Nate "Pee Wee" Oliver's father, Jim Oliver, Sr., played in the Negro Leagues in the 1940's. Nate was a light-hitting backup infielder throughout the 1960's. In 1965, he was actually coming off of his best season as a major leaguer, for what it's worth: his 99 games played, 9 doubles, 21 RBI, and .243 average and .309 on-base percentage were all career highs. He appeared as a pinch runner in Game Four of the 1966 World Series, which my beloved Orioles won to sweep the favored Dodgers. Just had to squeeze that in, you know.

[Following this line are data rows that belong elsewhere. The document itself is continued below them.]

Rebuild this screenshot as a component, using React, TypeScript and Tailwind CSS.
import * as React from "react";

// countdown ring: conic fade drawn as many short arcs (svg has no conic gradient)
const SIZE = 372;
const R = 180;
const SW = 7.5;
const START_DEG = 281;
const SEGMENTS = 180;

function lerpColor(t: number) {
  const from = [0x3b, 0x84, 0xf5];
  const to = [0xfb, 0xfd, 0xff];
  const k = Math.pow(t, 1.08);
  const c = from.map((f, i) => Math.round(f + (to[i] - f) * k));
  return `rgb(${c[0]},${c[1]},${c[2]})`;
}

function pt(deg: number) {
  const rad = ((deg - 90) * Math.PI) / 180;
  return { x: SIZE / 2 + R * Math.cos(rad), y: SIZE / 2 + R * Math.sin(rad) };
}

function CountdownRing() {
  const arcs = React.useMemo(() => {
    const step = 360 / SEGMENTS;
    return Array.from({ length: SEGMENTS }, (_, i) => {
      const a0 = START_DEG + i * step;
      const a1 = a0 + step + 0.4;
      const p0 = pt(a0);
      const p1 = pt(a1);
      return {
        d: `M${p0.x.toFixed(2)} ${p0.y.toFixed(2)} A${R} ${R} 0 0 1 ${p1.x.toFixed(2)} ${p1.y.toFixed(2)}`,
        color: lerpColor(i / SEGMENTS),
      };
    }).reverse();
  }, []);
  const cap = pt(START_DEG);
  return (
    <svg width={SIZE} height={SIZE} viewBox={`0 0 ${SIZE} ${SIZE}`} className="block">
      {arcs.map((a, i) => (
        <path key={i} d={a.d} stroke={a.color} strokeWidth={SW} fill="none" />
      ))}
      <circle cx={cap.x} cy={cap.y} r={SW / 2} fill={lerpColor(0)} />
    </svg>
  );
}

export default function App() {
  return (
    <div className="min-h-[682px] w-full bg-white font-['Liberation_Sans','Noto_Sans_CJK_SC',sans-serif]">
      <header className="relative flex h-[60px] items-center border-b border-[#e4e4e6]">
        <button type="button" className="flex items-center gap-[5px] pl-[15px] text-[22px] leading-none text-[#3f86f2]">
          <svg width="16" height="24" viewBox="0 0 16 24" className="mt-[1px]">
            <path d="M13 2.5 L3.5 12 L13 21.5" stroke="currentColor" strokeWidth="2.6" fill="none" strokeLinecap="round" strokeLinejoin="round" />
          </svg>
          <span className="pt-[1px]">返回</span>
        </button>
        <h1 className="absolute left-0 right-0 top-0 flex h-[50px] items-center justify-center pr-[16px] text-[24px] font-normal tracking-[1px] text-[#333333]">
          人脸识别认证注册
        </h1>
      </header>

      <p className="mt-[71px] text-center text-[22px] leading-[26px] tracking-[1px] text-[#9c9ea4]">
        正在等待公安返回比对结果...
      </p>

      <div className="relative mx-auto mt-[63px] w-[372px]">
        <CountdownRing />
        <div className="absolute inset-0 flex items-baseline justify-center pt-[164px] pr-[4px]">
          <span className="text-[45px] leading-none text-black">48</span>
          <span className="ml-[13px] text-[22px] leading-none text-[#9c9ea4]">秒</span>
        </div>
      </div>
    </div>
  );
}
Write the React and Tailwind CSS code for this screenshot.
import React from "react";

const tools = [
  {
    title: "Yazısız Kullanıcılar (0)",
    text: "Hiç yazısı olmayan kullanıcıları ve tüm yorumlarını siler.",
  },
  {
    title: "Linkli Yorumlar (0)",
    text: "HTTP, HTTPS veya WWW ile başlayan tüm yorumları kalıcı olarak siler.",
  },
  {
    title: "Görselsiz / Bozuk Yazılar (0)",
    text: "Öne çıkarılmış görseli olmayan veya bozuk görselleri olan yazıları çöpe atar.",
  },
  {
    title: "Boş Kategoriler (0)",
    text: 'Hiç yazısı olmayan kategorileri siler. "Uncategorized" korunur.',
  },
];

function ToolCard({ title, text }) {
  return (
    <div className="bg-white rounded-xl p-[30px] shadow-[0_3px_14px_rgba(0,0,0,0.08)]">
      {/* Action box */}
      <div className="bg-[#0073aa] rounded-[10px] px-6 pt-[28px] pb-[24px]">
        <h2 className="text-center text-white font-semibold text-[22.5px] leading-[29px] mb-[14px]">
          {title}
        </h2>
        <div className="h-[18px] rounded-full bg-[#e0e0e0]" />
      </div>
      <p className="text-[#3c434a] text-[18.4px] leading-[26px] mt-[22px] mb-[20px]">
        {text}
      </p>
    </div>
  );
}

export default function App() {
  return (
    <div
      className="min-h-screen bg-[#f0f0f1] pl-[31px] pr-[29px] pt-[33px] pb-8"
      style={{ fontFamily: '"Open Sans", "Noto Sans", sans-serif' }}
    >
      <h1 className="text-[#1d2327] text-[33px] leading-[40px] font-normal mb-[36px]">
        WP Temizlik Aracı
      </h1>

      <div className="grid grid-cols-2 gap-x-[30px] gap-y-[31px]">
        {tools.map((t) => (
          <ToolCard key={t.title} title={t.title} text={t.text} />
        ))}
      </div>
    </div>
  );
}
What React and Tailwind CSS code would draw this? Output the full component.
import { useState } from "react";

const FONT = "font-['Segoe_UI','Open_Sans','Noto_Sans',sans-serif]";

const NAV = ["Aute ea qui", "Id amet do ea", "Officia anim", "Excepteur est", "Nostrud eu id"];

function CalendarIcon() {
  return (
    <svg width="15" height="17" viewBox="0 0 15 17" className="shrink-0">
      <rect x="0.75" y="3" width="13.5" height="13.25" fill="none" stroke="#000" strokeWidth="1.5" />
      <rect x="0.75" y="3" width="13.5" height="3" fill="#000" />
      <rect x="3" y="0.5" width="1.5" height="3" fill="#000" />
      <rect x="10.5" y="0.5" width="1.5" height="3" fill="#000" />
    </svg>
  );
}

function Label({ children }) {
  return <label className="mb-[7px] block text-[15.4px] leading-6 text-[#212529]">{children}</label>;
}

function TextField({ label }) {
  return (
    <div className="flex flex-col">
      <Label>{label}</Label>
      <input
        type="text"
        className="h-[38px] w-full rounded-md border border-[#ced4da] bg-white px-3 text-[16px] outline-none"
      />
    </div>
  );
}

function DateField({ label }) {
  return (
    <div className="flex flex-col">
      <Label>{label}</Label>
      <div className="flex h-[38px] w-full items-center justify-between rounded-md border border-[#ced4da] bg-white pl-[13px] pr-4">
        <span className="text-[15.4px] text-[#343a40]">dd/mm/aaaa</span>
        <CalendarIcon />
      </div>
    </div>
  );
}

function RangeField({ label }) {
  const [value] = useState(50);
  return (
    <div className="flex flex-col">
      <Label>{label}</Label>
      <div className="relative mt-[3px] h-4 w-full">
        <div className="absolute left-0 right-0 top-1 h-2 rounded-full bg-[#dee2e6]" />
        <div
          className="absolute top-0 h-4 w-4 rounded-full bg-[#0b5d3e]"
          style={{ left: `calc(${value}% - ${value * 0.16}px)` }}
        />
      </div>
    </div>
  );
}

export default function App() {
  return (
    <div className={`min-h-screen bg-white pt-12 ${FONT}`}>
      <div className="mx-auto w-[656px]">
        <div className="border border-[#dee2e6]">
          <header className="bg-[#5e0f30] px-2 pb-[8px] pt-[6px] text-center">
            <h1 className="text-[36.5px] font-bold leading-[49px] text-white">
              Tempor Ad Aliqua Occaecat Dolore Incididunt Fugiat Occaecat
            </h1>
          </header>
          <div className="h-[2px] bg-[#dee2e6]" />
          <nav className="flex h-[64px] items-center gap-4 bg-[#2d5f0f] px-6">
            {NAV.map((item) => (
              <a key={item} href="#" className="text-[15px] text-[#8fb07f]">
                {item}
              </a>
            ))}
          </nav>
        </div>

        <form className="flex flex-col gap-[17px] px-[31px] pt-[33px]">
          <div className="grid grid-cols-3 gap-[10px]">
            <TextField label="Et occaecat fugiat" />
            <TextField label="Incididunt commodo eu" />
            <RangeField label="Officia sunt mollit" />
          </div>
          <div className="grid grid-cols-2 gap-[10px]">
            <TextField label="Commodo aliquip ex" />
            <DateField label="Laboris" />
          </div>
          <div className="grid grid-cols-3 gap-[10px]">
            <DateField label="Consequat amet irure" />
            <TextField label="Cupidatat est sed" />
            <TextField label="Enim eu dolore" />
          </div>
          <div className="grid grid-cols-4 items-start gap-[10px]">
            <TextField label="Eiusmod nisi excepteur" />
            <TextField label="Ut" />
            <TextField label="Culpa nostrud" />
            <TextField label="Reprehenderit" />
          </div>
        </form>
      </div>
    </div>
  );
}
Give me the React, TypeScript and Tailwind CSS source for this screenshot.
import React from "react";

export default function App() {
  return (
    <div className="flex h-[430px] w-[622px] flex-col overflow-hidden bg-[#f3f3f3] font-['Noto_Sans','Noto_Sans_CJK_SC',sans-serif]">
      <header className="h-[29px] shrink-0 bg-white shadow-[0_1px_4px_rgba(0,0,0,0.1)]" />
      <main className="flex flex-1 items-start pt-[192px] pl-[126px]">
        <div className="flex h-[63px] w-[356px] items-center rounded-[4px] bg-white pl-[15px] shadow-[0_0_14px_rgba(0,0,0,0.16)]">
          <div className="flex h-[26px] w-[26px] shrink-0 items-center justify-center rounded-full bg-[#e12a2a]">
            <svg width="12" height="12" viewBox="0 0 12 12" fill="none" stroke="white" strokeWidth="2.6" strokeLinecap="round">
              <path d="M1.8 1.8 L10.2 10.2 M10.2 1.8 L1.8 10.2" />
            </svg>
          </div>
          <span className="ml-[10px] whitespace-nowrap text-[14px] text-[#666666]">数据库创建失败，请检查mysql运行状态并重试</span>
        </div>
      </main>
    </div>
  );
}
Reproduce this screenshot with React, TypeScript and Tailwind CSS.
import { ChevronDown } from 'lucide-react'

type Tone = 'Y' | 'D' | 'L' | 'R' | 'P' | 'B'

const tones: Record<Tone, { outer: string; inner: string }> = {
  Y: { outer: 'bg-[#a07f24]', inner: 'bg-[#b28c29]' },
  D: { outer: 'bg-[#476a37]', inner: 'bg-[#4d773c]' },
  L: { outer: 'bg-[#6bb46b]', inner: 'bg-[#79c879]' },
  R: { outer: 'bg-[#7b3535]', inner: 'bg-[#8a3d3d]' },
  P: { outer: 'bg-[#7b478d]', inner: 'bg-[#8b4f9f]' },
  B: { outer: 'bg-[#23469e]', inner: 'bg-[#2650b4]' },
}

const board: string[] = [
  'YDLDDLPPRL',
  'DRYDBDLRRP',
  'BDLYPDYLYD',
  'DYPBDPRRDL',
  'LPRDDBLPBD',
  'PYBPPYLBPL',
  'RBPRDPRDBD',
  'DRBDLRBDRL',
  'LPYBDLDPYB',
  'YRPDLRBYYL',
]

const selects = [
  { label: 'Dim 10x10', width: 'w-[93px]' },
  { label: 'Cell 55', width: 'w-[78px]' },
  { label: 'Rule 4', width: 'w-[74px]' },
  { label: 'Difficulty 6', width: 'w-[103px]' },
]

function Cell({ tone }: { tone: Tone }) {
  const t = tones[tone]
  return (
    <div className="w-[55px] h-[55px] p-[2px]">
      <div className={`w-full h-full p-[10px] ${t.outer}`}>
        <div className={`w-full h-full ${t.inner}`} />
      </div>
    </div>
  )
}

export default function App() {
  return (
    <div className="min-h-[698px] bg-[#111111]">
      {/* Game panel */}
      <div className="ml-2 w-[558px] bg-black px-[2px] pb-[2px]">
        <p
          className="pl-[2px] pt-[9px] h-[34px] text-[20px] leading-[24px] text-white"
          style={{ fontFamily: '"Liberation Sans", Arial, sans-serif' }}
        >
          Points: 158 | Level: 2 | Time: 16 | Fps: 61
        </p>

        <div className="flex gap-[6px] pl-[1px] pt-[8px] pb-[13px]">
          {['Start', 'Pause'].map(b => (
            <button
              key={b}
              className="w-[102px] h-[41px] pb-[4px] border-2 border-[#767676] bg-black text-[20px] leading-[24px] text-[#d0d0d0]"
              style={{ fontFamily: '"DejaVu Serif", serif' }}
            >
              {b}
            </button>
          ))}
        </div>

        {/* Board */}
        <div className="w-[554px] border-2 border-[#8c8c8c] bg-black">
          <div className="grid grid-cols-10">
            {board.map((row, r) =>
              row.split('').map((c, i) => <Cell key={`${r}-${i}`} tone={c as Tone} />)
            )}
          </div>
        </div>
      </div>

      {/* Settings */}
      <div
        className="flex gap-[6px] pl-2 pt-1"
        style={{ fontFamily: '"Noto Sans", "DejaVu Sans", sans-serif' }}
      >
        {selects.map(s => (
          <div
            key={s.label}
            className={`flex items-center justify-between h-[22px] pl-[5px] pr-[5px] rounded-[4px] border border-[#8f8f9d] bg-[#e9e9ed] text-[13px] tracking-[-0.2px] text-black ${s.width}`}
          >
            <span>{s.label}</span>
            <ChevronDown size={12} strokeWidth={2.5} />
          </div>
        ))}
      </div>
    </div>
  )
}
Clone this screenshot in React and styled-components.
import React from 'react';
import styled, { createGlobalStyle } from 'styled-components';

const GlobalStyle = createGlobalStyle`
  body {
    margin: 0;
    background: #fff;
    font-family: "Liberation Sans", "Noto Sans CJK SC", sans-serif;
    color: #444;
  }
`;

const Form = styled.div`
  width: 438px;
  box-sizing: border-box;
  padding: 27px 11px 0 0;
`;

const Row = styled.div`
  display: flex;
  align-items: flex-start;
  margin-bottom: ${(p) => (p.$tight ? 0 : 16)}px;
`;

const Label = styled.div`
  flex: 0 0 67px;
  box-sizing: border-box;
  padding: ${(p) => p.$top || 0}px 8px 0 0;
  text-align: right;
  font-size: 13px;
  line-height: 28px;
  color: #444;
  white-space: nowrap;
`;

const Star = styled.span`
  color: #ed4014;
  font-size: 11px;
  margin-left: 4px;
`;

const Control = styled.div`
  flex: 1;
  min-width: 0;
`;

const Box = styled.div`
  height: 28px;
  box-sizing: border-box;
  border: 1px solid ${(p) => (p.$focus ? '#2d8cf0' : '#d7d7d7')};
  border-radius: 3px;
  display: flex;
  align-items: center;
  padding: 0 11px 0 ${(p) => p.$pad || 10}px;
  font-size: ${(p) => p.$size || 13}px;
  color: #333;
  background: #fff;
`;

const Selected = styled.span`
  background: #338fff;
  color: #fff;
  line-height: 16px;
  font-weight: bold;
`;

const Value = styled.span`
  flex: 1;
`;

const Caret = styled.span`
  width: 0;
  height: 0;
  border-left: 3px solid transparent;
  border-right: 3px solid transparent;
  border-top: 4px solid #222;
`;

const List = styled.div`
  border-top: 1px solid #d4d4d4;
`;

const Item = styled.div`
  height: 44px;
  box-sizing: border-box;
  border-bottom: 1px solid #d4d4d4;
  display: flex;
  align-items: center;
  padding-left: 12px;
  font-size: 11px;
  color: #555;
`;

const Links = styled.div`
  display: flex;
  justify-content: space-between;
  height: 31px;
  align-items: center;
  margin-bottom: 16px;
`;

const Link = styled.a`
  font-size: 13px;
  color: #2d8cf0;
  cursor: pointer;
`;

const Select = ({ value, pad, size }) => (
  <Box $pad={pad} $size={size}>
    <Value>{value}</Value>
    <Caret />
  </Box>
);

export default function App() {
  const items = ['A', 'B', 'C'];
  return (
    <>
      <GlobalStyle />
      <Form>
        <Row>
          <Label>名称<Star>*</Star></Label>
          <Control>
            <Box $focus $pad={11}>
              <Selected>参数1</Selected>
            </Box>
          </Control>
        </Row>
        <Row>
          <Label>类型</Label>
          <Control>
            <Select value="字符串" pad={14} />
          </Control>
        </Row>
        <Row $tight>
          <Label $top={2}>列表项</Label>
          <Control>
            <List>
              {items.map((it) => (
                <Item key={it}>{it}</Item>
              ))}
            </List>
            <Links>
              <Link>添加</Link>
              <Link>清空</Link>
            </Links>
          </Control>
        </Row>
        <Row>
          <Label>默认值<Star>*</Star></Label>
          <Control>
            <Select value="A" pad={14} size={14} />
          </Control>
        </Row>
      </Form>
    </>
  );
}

I don't know about you, but I really miss the days when the Mets wore only blue and orange, without all of the black nonsense. It's a pretty shallow excuse to move more merchandise. One of my favorite destinations on the Web is Paul Lukas' Uni Watch Blog. Paul is a diehard Mets fan and a scholar of uniform minutiae, and he also masterminded the Ditch the Black campaign, which aimed to...well, it's self-explanatory. The Mets' uniform as it was originally conceived was a great nod to the tradition of baseball in New York: blue to represent the old Brooklyn Dodgers, and orange for the departed New York Giants. If it ain't broke, don't fix it.
#79 Checklist 1
I don't really have much to offer about this checklist, except to say that it arrived with three of the boxes on the back filled in with blue pen. I generally don't fill out my own checklists any more; I tend to keep inventory on spreadsheets and online tools. But there's something charming about those little dark blue ink blots and remembering back to a time when I would have used a checklist for its intended purpose.
George almost seems to be sporting a sneer in his photo, perhaps an indication that his career hasn't been moving along as planned. The Tigers signed him as a "bonus baby" on August 5, 1957, and he got to make his debut that September at the age of 19. He wouldn't be in the bigs to stay until 1961, when the Angels acquired him for cash. His official rookie season was one of the best of his career. He hit .274 with 13 home runs and 59 RBI, and his offensive production was about league-average. The only year he even came close to that performance was 1964, the most recent campaign at the time of this card's production. Back with the Tigers following a June 1963 trade, Thomas batted .286 and went deep 12 times. Though he stuck around until 1971, George never topped 80 games played in another season. Post-retirement he did coach baseball at his alma mater, the University of Minnesota (1979-1981).